PROBLEM TO SOLVE: Copy all the data exactly, except the pictures.
BEGIN
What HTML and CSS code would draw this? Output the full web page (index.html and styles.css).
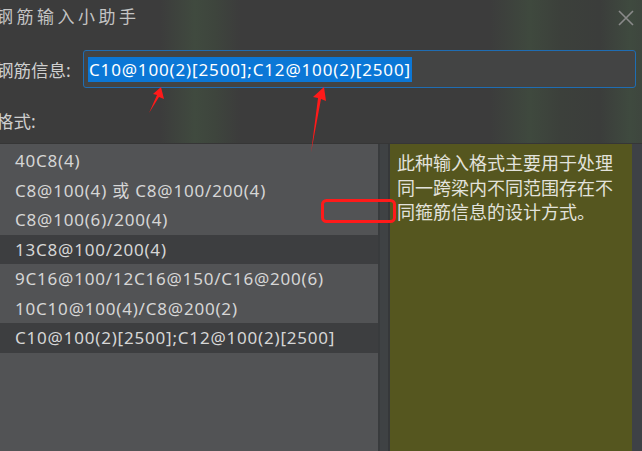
FILE: index.html
```html
<!DOCTYPE html>
<html lang="zh-CN">
<head>
	<meta charset="UTF-8">
	<meta name="viewport" content="width=device-width, initial-scale=1.0">
	<title>钢筋输入小助手</title>
	<link rel="stylesheet" href="styles.css">
</head>
<body>
	<div class="dialog">
		<div class="titlebar">
			<span class="title">钢筋输入小助手</span>
			<svg class="close" width="16" height="16" viewBox="0 0 16 16">
				<path d="M1 1 L15 15 M15 1 L1 15" stroke="#8a8a8a" stroke-width="1.6" fill="none"/>
			</svg>
		</div>

		<div class="info-row">
			<span class="label">钢筋信息:</span>
			<div class="input"><span class="selected">C10@100(2)[2500];C12@100(2)[2500]</span></div>
		</div>

		<div class="format-label">格式:</div>

		<div class="panels">
			<ul class="format-list">
				<li>40C8(4)</li>
				<li>C8@100(4) 或 C8@100/200(4)</li>
				<li>C8@100(6)/200(4)</li>
				<li class="active">13C8@100/200(4)</li>
				<li>9C16@100/12C16@150/C16@200(6)</li>
				<li>10C10@100(4)/C8@200(2)</li>
				<li class="active">C10@100(2)[2500];C12@100(2)[2500]</li>
			</ul>
			<div class="splitter"></div>
			<div class="desc">此种输入格式主要用于处理同一跨梁内不同范围存在不同箍筋信息的设计方式。</div>
			<div class="edge"></div>
		</div>
	</div>

	<!-- 标注 -->
	<svg class="marks" width="642" height="451" viewBox="0 0 642 451">
		<path d="M161 87 L164 99 L159 97 L149 113 L157 95 L153 94 Z" fill="#ff1a1a"/>
		<path d="M324 87 L326 101 L321 99 L311 153 L318 98 L313 97 Z" fill="#ff1a1a"/>
		<rect x="322.5" y="200.5" width="72" height="21" rx="4" fill="none" stroke="#ff1a1a" stroke-width="3"/>
	</svg>
</body>
</html>
```

FILE: styles.css
```css
* {
	margin: 0;
	padding: 0;
	box-sizing: border-box;
}

body {
	width: 642px;
	height: 451px;
	overflow: hidden;
	font-family: 'Noto Sans', 'Noto Sans CJK SC', sans-serif;
	color: #d4d4d4;
	background-color: #3c3c3c;
	background-image: linear-gradient(90deg,
		#3c3c3c 0px, #3c3c3c 160px, #404a3f 195px, #3e453d 215px, #3c3c3c 240px,
		#3c3c3c 490px, #3f493e 530px, #3c403b 560px, #3b3d3b 600px, #3f4a3f 630px, #3e463e 642px);
	position: relative;
}

.dialog {
	display: flex;
	flex-direction: column;
	height: 100%;
}

.titlebar {
	height: 40px;
	display: flex;
	align-items: flex-start;
	justify-content: space-between;
	padding: 4px 8px 0 0;
}

.title {
	margin-left: -4px;
	font-size: 17px;
	letter-spacing: 3.5px;
	color: #c4c4c4;
	line-height: 26px;
}

.close {
	margin-top: 6px;
}

.info-row {
	display: flex;
	align-items: center;
	height: 38px;
	margin-top: 10px;
	padding-right: 6px;
}

.label {
	margin-left: -4px;
	width: 87px;
	font-size: 17.5px;
	color: #cfcfcf;
}

.input {
	flex: 1;
	height: 38px;
	border: 1px solid #1f6db3;
	border-radius: 3px;
	background: #434444;
	padding: 6px 4px;
	display: flex;
	align-items: center;
}

.selected {
	background: #0b77d6;
	color: #ffffff;
	font-size: 17px;
	letter-spacing: 0.85px;
	line-height: 25px;
	padding: 0 1px;
}

.format-label {
	margin-left: -4px;
	height: 55px;
	padding-top: 22px;
	font-size: 17.5px;
	line-height: 22px;
	color: #cfcfcf;
}

.panels {
	flex: 1;
	display: flex;
	border-top: 1px solid #363636;
}

.format-list {
	list-style: none;
	width: 378px;
	background: #525355;
	padding-top: 2px;
}

.format-list li {
	height: 29.5px;
	line-height: 29.5px;
	padding-left: 15px;
	font-size: 17px;
	letter-spacing: 0.8px;
	color: #d6d6d6;
	white-space: nowrap;
}

.format-list li.active {
	background: #3d3e40;
}

.splitter {
	width: 12px;
	background: #3f4244;
	border-left: 2px solid #393b3d;
	border-right: 2px solid #36383a;
}

.desc {
	width: 242px;
	background: #55561f;
	padding: 7px 12px 0 7px;
	font-size: 18px;
	line-height: 24.5px;
	color: #e2e2dc;
}

.edge {
	flex: 1;
	background: #3e4146;
}

.marks {
	position: absolute;
	left: 0;
	top: 0;
	pointer-events: none;
}
```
END
THE RESPONSE:
What HTML and CSS code would draw this? Output the full web page (index.html and styles.css).
FILE: index.html
```html
<!DOCTYPE html>
<html lang="zh-CN">
<head>
	<meta charset="UTF-8">
	<meta name="viewport" content="width=device-width, initial-scale=1.0">
	<title>钢筋输入小助手</title>
	<link rel="stylesheet" href="styles.css">
</head>
<body>
	<div class="dialog">
		<div class="titlebar">
			<span class="title">钢筋输入小助手</span>
			<svg class="close" width="16" height="16" viewBox="0 0 16 16">
				<path d="M1 1 L15 15 M15 1 L1 15" stroke="#8a8a8a" stroke-width="1.6" fill="none"/>
			</svg>
		</div>

		<div class="info-row">
			<span class="label">钢筋信息:</span>
			<div class="input"><span class="selected">C10@100(2)[2500];C12@100(2)[2500]</span></div>
		</div>

		<div class="format-label">格式:</div>

		<div class="panels">
			<ul class="format-list">
				<li>40C8(4)</li>
				<li>C8@100(4) 或 C8@100/200(4)</li>
				<li>C8@100(6)/200(4)</li>
				<li class="active">13C8@100/200(4)</li>
				<li>9C16@100/12C16@150/C16@200(6)</li>
				<li>10C10@100(4)/C8@200(2)</li>
				<li class="active">C10@100(2)[2500];C12@100(2)[2500]</li>
			</ul>
			<div class="splitter"></div>
			<div class="desc">此种输入格式主要用于处理同一跨梁内不同范围存在不同箍筋信息的设计方式。</div>
			<div class="edge"></div>
		</div>
	</div>

	<!-- 标注 -->
	<svg class="marks" width="642" height="451" viewBox="0 0 642 451">
		<path d="M161 87 L164 99 L159 97 L149 113 L157 95 L153 94 Z" fill="#ff1a1a"/>
		<path d="M324 87 L326 101 L321 99 L311 153 L318 98 L313 97 Z" fill="#ff1a1a"/>
		<rect x="322.5" y="200.5" width="72" height="21" rx="4" fill="none" stroke="#ff1a1a" stroke-width="3"/>
	</svg>
</body>
</html>
```

FILE: styles.css
```css
* {
	margin: 0;
	padding: 0;
	box-sizing: border-box;
}

body {
	width: 642px;
	height: 451px;
	overflow: hidden;
	font-family: 'Noto Sans', 'Noto Sans CJK SC', sans-serif;
	color: #d4d4d4;
	background-color: #3c3c3c;
	background-image: linear-gradient(90deg,
		#3c3c3c 0px, #3c3c3c 160px, #404a3f 195px, #3e453d 215px, #3c3c3c 240px,
		#3c3c3c 490px, #3f493e 530px, #3c403b 560px, #3b3d3b 600px, #3f4a3f 630px, #3e463e 642px);
	position: relative;
}

.dialog {
	display: flex;
	flex-direction: column;
	height: 100%;
}

.titlebar {
	height: 40px;
	display: flex;
	align-items: flex-start;
	justify-content: space-between;
	padding: 4px 8px 0 0;
}

.title {
	margin-left: -4px;
	font-size: 17px;
	letter-spacing: 3.5px;
	color: #c4c4c4;
	line-height: 26px;
}

.close {
	margin-top: 6px;
}

.info-row {
	display: flex;
	align-items: center;
	height: 38px;
	margin-top: 10px;
	padding-right: 6px;
}

.label {
	margin-left: -4px;
	width: 87px;
	font-size: 17.5px;
	color: #cfcfcf;
}

.input {
	flex: 1;
	height: 38px;
	border: 1px solid #1f6db3;
	border-radius: 3px;
	background: #434444;
	padding: 6px 4px;
	display: flex;
	align-items: center;
}

.selected {
	background: #0b77d6;
	color: #ffffff;
	font-size: 17px;
	letter-spacing: 0.85px;
	line-height: 25px;
	padding: 0 1px;
}

.format-label {
	margin-left: -4px;
	height: 55px;
	padding-top: 22px;
	font-size: 17.5px;
	line-height: 22px;
	color: #cfcfcf;
}

.panels {
	flex: 1;
	display: flex;
	border-top: 1px solid #363636;
}

.format-list {
	list-style: none;
	width: 378px;
	background: #525355;
	padding-top: 2px;
}

.format-list li {
	height: 29.5px;
	line-height: 29.5px;
	padding-left: 15px;
	font-size: 17px;
	letter-spacing: 0.8px;
	color: #d6d6d6;
	white-space: nowrap;
}

.format-list li.active {
	background: #3d3e40;
}

.splitter {
	width: 12px;
	background: #3f4244;
	border-left: 2px solid #393b3d;
	border-right: 2px solid #36383a;
}

.desc {
	width: 242px;
	background: #55561f;
	padding: 7px 12px 0 7px;
	font-size: 18px;
	line-height: 24.5px;
	color: #e2e2dc;
}

.edge {
	flex: 1;
	background: #3e4146;
}

.marks {
	position: absolute;
	left: 0;
	top: 0;
	pointer-events: none;
}
```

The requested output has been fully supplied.